If you want to understand how a material changes from one atomic-level configuration to another, it's not enough to capture snapshots of before-and-after structures. It'd be better to track details of the transition as it happens. Same goes for studying catalysts, materials that speed up chemical reactions by bringing key ingredients together; the crucial action is often triggered by subtle atomic-scale shifts at intermediate stages.
"To understand the structure of these transitional states, we need tools to both measure and identify what happens during the transition," said Anatoly Frenkel, a physicist with a joint appointment at the U.S. Department of Energy's Brookhaven National Laboratory and Stony Brook University.
Frenkel and his collaborators have now developed such a "phase-recognition" tool—or more precisely, a way to extract "hidden" signatures of an unknown structure from measurements made by existing tools. In a paper just published in Physical Review Letters, they describe how they trained a neural network to recognize features in a material's X-ray absorption spectrum that are sensitive to the arrangement of atoms at a very fine scale. The method helped reveal details of the atomic-scale rearrangements iron undergoes during an important but poorly understood phase change.

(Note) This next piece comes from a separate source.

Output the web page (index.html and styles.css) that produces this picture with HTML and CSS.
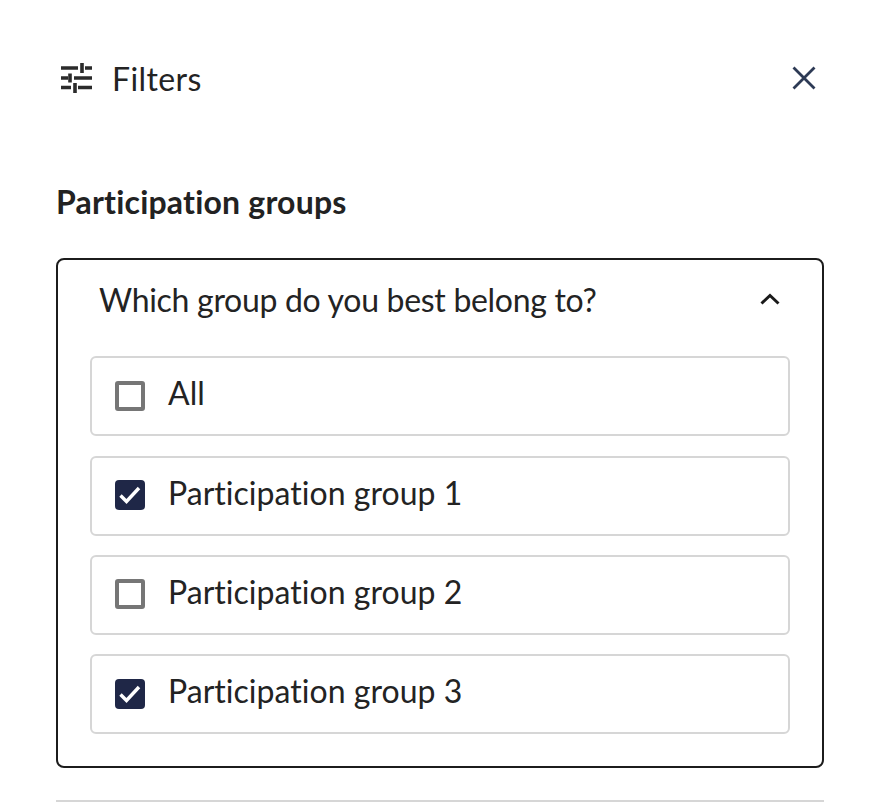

"This network training is similar to how machine learning is used in facial-recognition technology," Frenkel explained. In that technology, computers analyze thousands of images of faces and learn to recognize key features, or descriptors, and the differences that tell individuals apart. "There is a correlation between some features of the data," Frenkel explained. "In the language of our X-ray data, the correlations exist between the intensity of different regions of the spectra that also have direct relevance to the underlying structure and the corresponding phase."